Von dem Wissen über erste Buchstaben bis hin zum sinnentnehmenden Lesen komplexer Texte ist es ein langer Weg. Dieser beginnt zunächst auf der Ebene der Buchstaben, gefolgt von Worten und kurzen Sätzen. Worte wie „Kinderbuch“, die wir sofort erfassen, müssen von Leseanfängern mühsam gegliedert und entschlüsselt werden. Dabei bedeutet gelesen noch lange nicht verstanden! Oft ist am Satzende dessen Anfang längst wieder vergessen. Die Gestaltung der Seiten in Erstlesebüchern bietet deshalb eine wesentliche Hilfestellung, ebenso wie die Beachtung inhaltlicher und sprachlicher Aspekte.
Layout der Erstlesebücher
- serifenlose (Druck-)Schrift
- Schriftgröße und Zeilenabstand größer
- linksbündig (Flattersatz)
- kurze Zeilenlänge
- keine Worttrennungen
- Zeilenumbruch nach Sinnschritten
- wenig Text, hoher Bildanteil
- in Absätze, Anschnitte und Kapitel gegliedert
Inhaltliche Aspekte der Erstlesebücher
- Handlungen und Personen, die an eigene Erfahrungen anknüpfen
- relevante Themen
- Identifikationsfiguren
Sprachliche Gestaltung von Erstlesebüchern
- lineare Erzählweise, ein Handlungsstrang, keine Zeitsprünge, möglichst kein Perspektivwechsel
- Zeitform: Präsens
- kurze, verständliche Sätze und wenige Nebensätze
- zu Beginn bevorzugt lautgetreue, kurze Worte
- vorangestellte Redebegleitsätze bei wörtlicher Rede
- in Maßen: abstrakte Nomen, Komposita, Substantivierungen, Verkleinerungsformen, schwierige Adjektive
Gute und schlechte Erstlesereihen
Mittlerweile gibt es zahlreiche Reihen mit Erstlesebüchern auf dem Markt, die sich mehr oder weniger stark voneinander unterscheiden. Viele Verlage haben Stufenkonzepte entwickelt. Innerhalb dieser Stufen nehmen die Anforderungen zu. Problematisch ist, dass den Stufen oftmals konkreten Alters- oder Klassenstufen zugeordnet sind. Das kann den verschiedenen Leseniveaus der Schüler innerhalb eines Jahrgangs nicht gerecht werden und sorgt für Frust bei leseschwachen Kindern. Außerdem sind die Lesestufen der unterschiedlichen Verlage sehr unterschiedlich. Während Lesestufe 1 des einen Verlags bereits bei Vorschulkindern mit wenig Schrifterfahrungen ansetzt, können Bücher derselben Stufe eines anderen Verlages im Durchschnitt erst Ende der 1. Klasse bewältigt werden.
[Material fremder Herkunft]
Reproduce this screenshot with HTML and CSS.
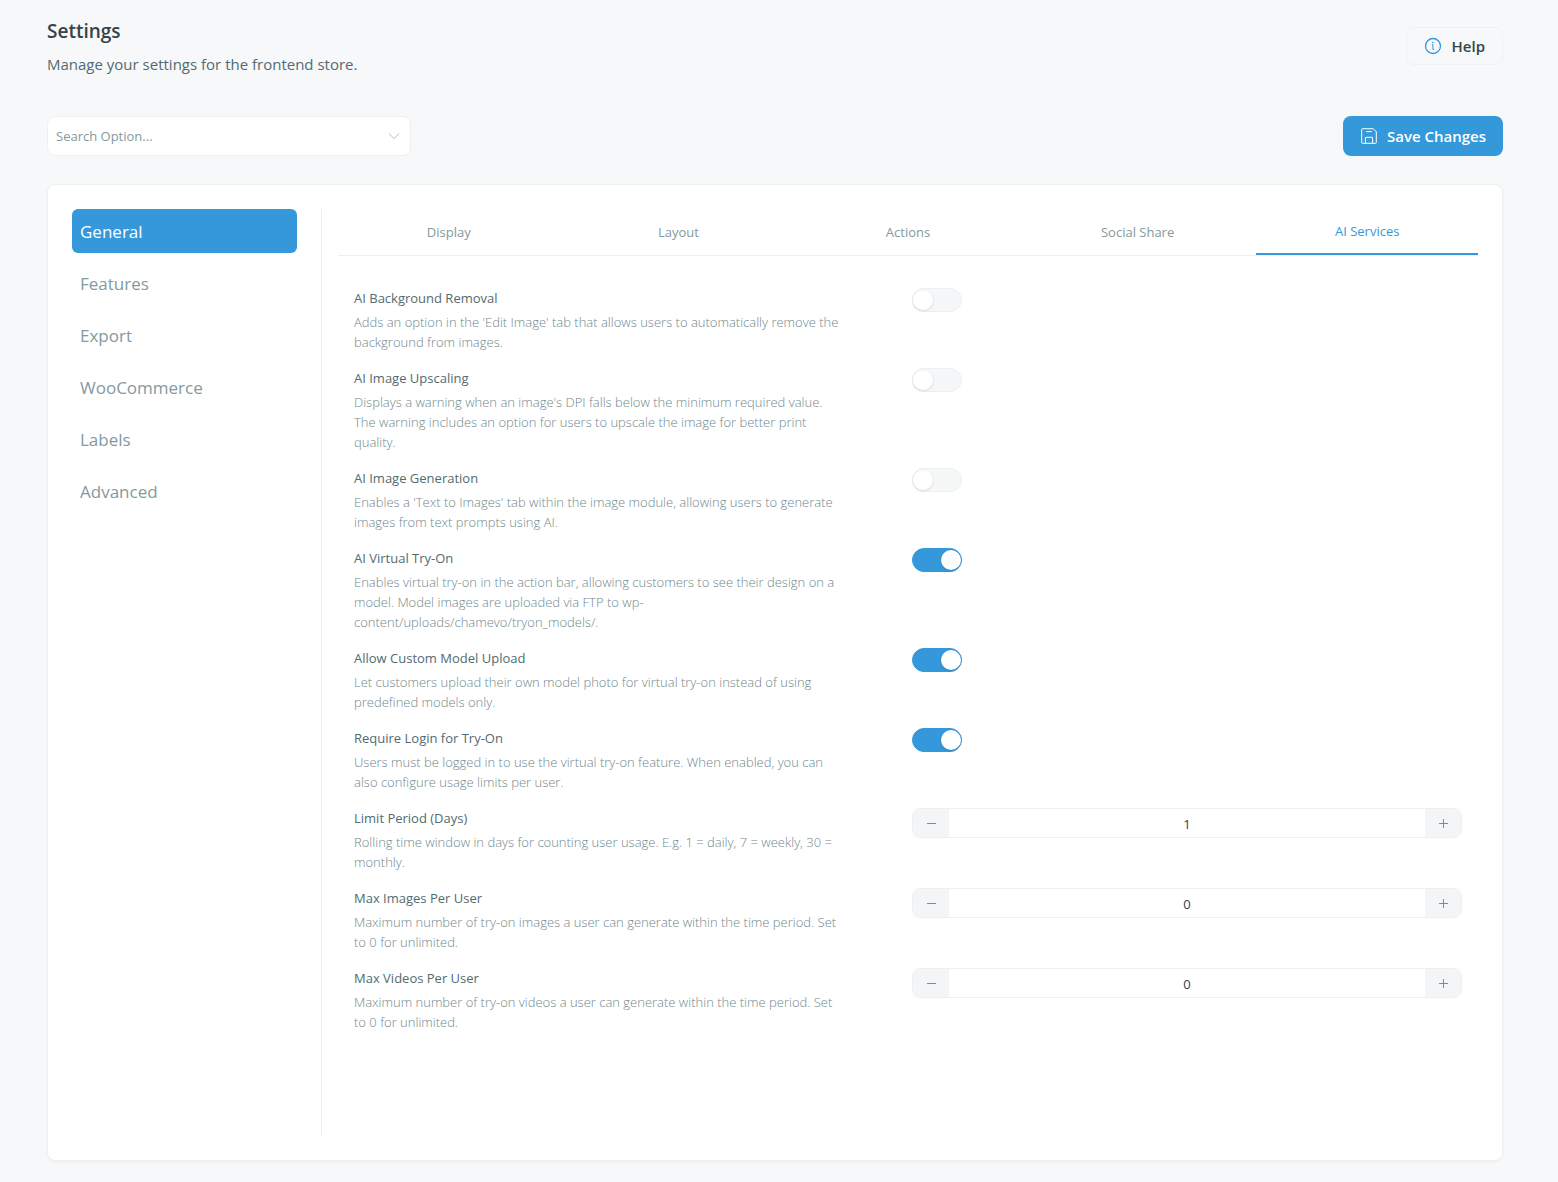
FILE: index.html
```
<!DOCTYPE html>
<html lang="en">
<head>
    <meta charset="UTF-8">
    <meta name="viewport" content="width=device-width, initial-scale=1.0">
    <title>Settings</title>
    <link rel="stylesheet" href="styles.css">
</head>

<body>
    <div class="page">
        <header class="page-header">
            <div>
                <h1>Settings</h1>
                <p class="subtitle">Manage your settings for the frontend store.</p>
            </div>
            <button type="button" class="btn btn-help">
                <svg width="18" height="18" viewBox="0 0 18 18" fill="none" stroke="currentColor" aria-hidden="true">
                    <circle cx="9" cy="9" r="7.5" stroke-width="1.3"/>
                    <path d="M7.8 7.6h1.1v4.8h1.2"/>
                    <circle cx="8.8" cy="5.5" r=".8" fill="currentColor" stroke="none"/>
                </svg>
                Help
            </button>
        </header>

        <div class="toolbar">
            <div class="search">
                <select aria-label="Search Option">
                    <option>Search Option...</option>
                </select>
                <svg class="chevron" width="12" height="8" viewBox="0 0 12 8" fill="none" stroke="currentColor" aria-hidden="true">
                    <path d="M1 1.5l5 5 5-5"/>
                </svg>
            </div>
            <button type="button" class="btn btn-save">
                <svg width="16" height="16" viewBox="0 0 16 16" fill="none" stroke="currentColor" aria-hidden="true">
                    <path d="M1.3.7h10.9l3.1 3.1v10.9q0 .6-.6.6H1.3q-.6 0-.6-.6V1.3q0-.6.6-.6z"/>
                    <path d="M4.4 15V9.9q0-.6.6-.6h6q.6 0 .6.6V15M5.2 3.6h5.6"/>
                </svg>
                Save Changes
            </button>
        </div>

        <main class="card">
            <nav class="sidebar">
                <a href="#general" class="active">General</a>
                <a href="#features">Features</a>
                <a href="#export">Export</a>
                <a href="#woocommerce">WooCommerce</a>
                <a href="#labels">Labels</a>
                <a href="#advanced">Advanced</a>
            </nav>

            <div class="content">
                <div class="tabs" role="tablist">
                    <button type="button" class="tab" role="tab">Display</button>
                    <button type="button" class="tab" role="tab">Layout</button>
                    <button type="button" class="tab" role="tab">Actions</button>
                    <button type="button" class="tab" role="tab">Social Share</button>
                    <button type="button" class="tab active" role="tab" aria-selected="true">AI Services</button>
                </div>

                <div class="options">
                    <div class="option">
                        <div class="option-text">
                            <label for="bgRemoval">AI Background Removal</label>
                            <p>Adds an option in the 'Edit Image' tab that allows users to automatically remove the background from images.</p>
                        </div>
                        <input type="checkbox" class="toggle" id="bgRemoval">
                    </div>
                    <div class="option">
                        <div class="option-text">
                            <label for="upscaling">AI Image Upscaling</label>
                            <p>Displays a warning when an image's DPI falls below the minimum required value. The warning includes an option for users to upscale the image for better print quality.</p>
                        </div>
                        <input type="checkbox" class="toggle" id="upscaling">
                    </div>
                    <div class="option">
                        <div class="option-text">
                            <label for="generation">AI Image Generation</label>
                            <p>Enables a 'Text to Images' tab within the image module, allowing users to generate images from text prompts using AI.</p>
                        </div>
                        <input type="checkbox" class="toggle" id="generation">
                    </div>
                    <div class="option">
                        <div class="option-text">
                            <label for="tryOn">AI Virtual Try-On</label>
                            <p>Enables virtual try-on in the action bar, allowing customers to see their design on a model. Model images are uploaded via FTP to wp-content/uploads/chamevo/tryon_models/.</p>
                        </div>
                        <input type="checkbox" class="toggle" id="tryOn" checked>
                    </div>
                    <div class="option">
                        <div class="option-text">
                            <label for="customModel">Allow Custom Model Upload</label>
                            <p>Let customers upload their own model photo for virtual try-on instead of using predefined models only.</p>
                        </div>
                        <input type="checkbox" class="toggle" id="customModel" checked>
                    </div>
                    <div class="option">
                        <div class="option-text">
                            <label for="requireLogin">Require Login for Try-On</label>
                            <p>Users must be logged in to use the virtual try-on feature. When enabled, you can also configure usage limits per user.</p>
                        </div>
                        <input type="checkbox" class="toggle" id="requireLogin" checked>
                    </div>
                    <div class="option">
                        <div class="option-text">
                            <label for="limitPeriod">Limit Period (Days)</label>
                            <p>Rolling time window in days for counting user usage. E.g. 1 = daily, 7 = weekly, 30 = monthly.</p>
                        </div>
                        <div class="stepper">
                            <button type="button" class="minus" aria-label="Decrease"></button>
                            <input type="text" id="limitPeriod" value="1">
                            <button type="button" class="plus" aria-label="Increase"></button>
                        </div>
                    </div>
                    <div class="option">
                        <div class="option-text">
                            <label for="maxImages">Max Images Per User</label>
                            <p>Maximum number of try-on images a user can generate within the time period. Set to 0 for unlimited.</p>
                        </div>
                        <div class="stepper">
                            <button type="button" class="minus" aria-label="Decrease"></button>
                            <input type="text" id="maxImages" value="0">
                            <button type="button" class="plus" aria-label="Increase"></button>
                        </div>
                    </div>
                    <div class="option">
                        <div class="option-text">
                            <label for="maxVideos">Max Videos Per User</label>
                            <p>Maximum number of try-on videos a user can generate within the time period. Set to 0 for unlimited.</p>
                        </div>
                        <div class="stepper">
                            <button type="button" class="minus" aria-label="Decrease"></button>
                            <input type="text" id="maxVideos" value="0">
                            <button type="button" class="plus" aria-label="Increase"></button>
                        </div>
                    </div>
                </div>
            </div>
        </main>
    </div>
</body>

</html>
```

FILE: styles.css
```
* {
    box-sizing: border-box;
}
body {
    margin: 0;
    background-color: #f7f8fa;
    color: #536b70;
    font-family: "Segoe UI", "Open Sans", "Noto Sans", sans-serif;
    font-size: 13px;
    line-height: 20px;
}
h1, p {
    margin: 0;
}
button, input, select {
    font: inherit;
    color: inherit;
}
button, select {
    cursor: pointer;
}

.page {
    display: flex;
    flex-direction: column;
    min-height: 100vh;
    padding: 16px 55px 21px 47px;
}
.page-header {
    display: flex;
    justify-content: space-between;
    align-items: center;
}
h1 {
    color: #344448;
    font-size: 19px;
    font-weight: 600;
    line-height: 30px;
}
.subtitle {
    margin-top: 6px;
    font-size: 15px;
    line-height: 24px;
}

.btn {
    display: flex;
    align-items: center;
    gap: 10px;
    border-radius: 8px;
    font-size: 15px;
    font-weight: 600;
}
.btn-help {
    height: 38px;
    padding: 0 17px;
    border: 1px solid #eff1f2;
    background: transparent;
    color: #344448;
}
.btn-help svg {
    color: #3498db;
}
.btn-save {
    height: 40px;
    padding: 0 17px 0 18px;
    border: none;
    background-color: #3498db;
    color: #fff;
}

.toolbar {
    display: flex;
    justify-content: space-between;
    margin: 40px 0 28px;
}
.search {
    position: relative;
    width: 25%;
}
.search select {
    width: 100%;
    height: 40px;
    padding: 0 30px 0 8px;
    border: 1px solid #ecf0f1;
    border-radius: 8px;
    background-color: #fff;
    color: #839a9d;
    appearance: none;
}
.chevron {
    position: absolute;
    top: 16px;
    right: 11px;
    color: #b0bfc1;
    pointer-events: none;
}

.card {
    display: flex;
    flex: 1;
    padding: 24px;
    border: 1px solid #ecf0f1;
    border-radius: 8px;
    background-color: #fff;
    box-shadow: 0 1px 3px rgba(0,0,0,0.04);
}
.sidebar {
    display: flex;
    flex-direction: column;
    flex: 0 0 250px;
    gap: 8px;
    padding-right: 24px;
    border-right: 1px solid #ecf0f1;
}
.sidebar a {
    padding: 11px 8px 9px;
    border-radius: 6px;
    color: #839a9d;
    font-size: 17px;
    line-height: 24px;
    text-decoration: none;
}
.sidebar a.active {
    background-color: #3498db;
    color: #fff;
}

.content {
    flex: 1;
    padding-left: 16px;
}
.tabs {
    display: grid;
    grid-template-columns: repeat(5, 1fr);
    gap: 8px;
    border-bottom: 1px solid #ecf0f1;
}
.tab {
    height: 46px;
    padding: 0;
    border: none;
    background: transparent;
    color: #839a9d;
}
.tab.active {
    border-bottom: 2px solid #3498db;
    color: #3498db;
}

.options {
    display: flex;
    flex-direction: column;
    gap: 16px;
    padding: 32px 16px;
}
.option {
    display: grid;
    grid-template-columns: 1fr 1fr;
    align-items: start;
    gap: 8px;
}
.option-text {
    padding-right: 64px;
}
.option-text label {
    display: block;
    margin-bottom: 4px;
}
.option-text p {
    color: #6f888c;
    font-weight: 300;
}

.toggle {
    display: flex;
    align-items: center;
    width: 50px;
    height: 24px;
    margin: 0;
    border: 1px solid #ecf0f1;
    border-radius: 12px;
    background-color: #f5f7f9;
    appearance: none;
    cursor: pointer;
}
.toggle::before {
    content: "";
    width: 20px;
    height: 20px;
    border-radius: 50%;
    background-color: #fff;
    box-shadow: 0 1px 3px rgba(0,0,0,0.12);
}
.toggle:checked {
    justify-content: flex-end;
    border-color: #3498db;
    background-color: #3498db;
}

.stepper {
    display: flex;
    height: 30px;
    border: 1px solid #ecf0f1;
    border-radius: 8px;
    overflow: hidden;
}
.stepper input {
    flex: 1;
    min-width: 0;
    padding: 2px 0 0;
    border: none;
    background-color: #fff;
    color: #2c3e50;
    text-align: center;
}
.stepper button {
    display: grid;
    place-items: center;
    width: 36px;
    padding: 0;
    border: none;
    background-color: #f4f5f7;
}
.minus::before, .plus::before, .plus::after {
    content: "";
    grid-area: 1 / 1;
    width: 9px;
    height: 1px;
    background-color: #7f8c8d;
}
.plus::after {
    width: 1px;
    height: 9px;
}
```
Erstlesebücher sollen vor allem eins: über Erfolgserlebnisse die Lesemotivation wecken. Dafür braucht es besonders bei Schwierigkeiten beim Lesenlernen sehr passgenaue Angebote. Die Erstlesebücher müssen hinsichtlich Schwierigkeit und Thema auf die Kinder abgestimmt werden.
Damit das leichter gelingt, werde ich in den nächsten Wochen in einer Artikelserie verschiedene Erstlesereihen vorstellen, nach oben genannten Kriterien bewerten und miteinander vergleichen. Du darfst gespannt sein!
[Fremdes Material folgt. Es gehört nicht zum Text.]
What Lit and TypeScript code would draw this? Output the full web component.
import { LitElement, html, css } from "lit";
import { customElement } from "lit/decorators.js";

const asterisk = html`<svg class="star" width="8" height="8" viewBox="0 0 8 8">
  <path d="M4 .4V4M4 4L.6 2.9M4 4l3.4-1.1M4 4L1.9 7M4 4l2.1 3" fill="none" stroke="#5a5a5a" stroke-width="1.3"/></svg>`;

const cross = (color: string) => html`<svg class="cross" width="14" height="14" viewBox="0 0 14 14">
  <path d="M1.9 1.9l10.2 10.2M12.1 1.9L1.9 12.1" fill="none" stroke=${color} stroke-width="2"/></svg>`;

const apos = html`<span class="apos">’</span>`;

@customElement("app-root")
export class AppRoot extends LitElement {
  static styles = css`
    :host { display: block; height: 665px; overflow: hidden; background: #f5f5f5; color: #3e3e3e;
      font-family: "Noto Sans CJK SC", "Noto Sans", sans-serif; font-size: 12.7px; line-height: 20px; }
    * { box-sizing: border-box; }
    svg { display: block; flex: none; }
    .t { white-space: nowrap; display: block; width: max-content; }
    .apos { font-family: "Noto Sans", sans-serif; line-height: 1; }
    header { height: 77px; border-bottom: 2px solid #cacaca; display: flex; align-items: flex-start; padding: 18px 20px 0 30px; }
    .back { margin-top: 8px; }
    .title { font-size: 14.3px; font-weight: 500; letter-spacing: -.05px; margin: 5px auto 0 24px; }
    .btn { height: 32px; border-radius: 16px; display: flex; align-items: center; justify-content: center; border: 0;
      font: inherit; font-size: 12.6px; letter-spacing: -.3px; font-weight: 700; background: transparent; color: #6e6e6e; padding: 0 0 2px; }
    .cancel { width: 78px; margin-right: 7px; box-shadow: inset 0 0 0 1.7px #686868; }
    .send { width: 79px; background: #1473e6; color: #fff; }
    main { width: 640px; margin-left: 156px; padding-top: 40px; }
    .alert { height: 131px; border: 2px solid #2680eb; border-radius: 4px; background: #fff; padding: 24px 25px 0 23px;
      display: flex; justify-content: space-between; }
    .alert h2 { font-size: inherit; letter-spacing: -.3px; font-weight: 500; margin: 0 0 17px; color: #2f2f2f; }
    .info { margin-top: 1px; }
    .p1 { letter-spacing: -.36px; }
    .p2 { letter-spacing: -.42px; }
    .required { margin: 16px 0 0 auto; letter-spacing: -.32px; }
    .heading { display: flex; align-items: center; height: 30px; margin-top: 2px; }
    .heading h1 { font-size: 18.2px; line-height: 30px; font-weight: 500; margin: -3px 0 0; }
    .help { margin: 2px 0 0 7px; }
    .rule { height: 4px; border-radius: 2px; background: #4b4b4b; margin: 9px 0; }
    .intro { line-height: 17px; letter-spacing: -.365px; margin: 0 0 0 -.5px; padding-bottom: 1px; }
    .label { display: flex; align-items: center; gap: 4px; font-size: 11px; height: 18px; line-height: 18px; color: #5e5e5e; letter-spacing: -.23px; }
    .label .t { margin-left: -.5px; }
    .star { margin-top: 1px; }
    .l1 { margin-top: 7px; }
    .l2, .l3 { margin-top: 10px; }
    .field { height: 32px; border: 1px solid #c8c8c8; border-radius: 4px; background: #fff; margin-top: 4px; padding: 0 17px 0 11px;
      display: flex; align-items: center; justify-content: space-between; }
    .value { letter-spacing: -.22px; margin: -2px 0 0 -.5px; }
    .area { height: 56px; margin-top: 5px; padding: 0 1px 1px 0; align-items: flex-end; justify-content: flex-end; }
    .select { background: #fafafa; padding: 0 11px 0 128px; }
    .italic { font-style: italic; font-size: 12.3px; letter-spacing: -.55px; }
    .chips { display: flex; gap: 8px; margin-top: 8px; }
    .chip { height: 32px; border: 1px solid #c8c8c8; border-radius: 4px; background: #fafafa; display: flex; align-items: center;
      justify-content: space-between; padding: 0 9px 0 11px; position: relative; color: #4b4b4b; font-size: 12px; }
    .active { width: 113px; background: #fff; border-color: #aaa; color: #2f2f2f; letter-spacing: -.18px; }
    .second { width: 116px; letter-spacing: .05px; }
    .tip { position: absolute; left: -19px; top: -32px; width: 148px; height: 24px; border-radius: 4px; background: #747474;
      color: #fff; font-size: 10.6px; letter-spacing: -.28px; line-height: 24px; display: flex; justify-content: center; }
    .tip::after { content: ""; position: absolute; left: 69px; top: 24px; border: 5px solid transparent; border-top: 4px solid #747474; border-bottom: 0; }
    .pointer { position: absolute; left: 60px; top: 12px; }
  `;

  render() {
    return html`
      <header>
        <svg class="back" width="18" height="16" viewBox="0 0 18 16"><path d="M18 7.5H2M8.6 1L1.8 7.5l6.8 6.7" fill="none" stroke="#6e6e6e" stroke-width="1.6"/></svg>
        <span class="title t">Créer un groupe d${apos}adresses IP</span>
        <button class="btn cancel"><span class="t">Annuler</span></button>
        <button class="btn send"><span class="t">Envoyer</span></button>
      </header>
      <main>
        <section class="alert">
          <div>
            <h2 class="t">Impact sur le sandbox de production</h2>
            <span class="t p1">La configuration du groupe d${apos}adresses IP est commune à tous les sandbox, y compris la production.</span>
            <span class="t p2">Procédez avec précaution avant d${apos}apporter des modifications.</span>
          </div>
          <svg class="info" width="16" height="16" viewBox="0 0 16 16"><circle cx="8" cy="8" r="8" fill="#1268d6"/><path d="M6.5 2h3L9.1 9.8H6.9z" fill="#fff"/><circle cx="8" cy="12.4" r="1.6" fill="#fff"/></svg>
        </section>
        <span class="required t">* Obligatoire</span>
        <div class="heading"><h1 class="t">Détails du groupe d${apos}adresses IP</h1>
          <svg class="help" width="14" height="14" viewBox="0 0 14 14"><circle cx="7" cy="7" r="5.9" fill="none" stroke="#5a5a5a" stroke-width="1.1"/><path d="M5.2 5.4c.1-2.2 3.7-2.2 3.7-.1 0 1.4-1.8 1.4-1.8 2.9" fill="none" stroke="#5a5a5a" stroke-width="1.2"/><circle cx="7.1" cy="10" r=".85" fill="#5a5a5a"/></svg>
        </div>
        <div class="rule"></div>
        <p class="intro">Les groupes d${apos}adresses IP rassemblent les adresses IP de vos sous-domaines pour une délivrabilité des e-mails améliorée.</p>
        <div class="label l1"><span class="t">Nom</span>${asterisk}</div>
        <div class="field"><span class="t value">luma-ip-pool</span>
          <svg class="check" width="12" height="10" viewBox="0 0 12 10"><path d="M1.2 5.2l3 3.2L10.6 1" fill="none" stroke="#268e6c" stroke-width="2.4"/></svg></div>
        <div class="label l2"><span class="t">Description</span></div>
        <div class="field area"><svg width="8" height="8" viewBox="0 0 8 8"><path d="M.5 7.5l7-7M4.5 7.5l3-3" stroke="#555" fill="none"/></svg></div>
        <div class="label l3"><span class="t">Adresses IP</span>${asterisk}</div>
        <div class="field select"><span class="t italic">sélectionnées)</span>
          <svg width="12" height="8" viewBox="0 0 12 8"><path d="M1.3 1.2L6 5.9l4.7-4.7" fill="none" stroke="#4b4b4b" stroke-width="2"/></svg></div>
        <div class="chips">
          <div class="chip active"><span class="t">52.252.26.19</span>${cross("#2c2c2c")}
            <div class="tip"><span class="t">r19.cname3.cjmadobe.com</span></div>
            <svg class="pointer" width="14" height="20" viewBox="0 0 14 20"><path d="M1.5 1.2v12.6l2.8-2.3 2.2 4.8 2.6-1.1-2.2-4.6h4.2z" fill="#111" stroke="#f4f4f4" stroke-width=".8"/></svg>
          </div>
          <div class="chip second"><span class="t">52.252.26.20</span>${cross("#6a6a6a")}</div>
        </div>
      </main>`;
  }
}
Welche Erstlesebücher findest du besonders gut? Gab es auch welche, die du niemandem empfehlen würdest?
Hey Anna,
viele Erstlesebücher sind leider oft so versimpelt, dass sich die Kinder dabei veralbert vorkommen. Die Erfahrung habe ich jedenfalls bei meinem Sohn gemacht. Der konnte mit den Erstlesebüchern kaum was anfangen. Stattdessen hat er die richtigen Kinderbücher seiner kleinen Schwester gelesen und selbst gleich zu dickeren Büchern gegriffen. Am Anfang haben wir die (bspw. Miles & Niles) im Wechsel gelesen, mittlerweile liest er alleine.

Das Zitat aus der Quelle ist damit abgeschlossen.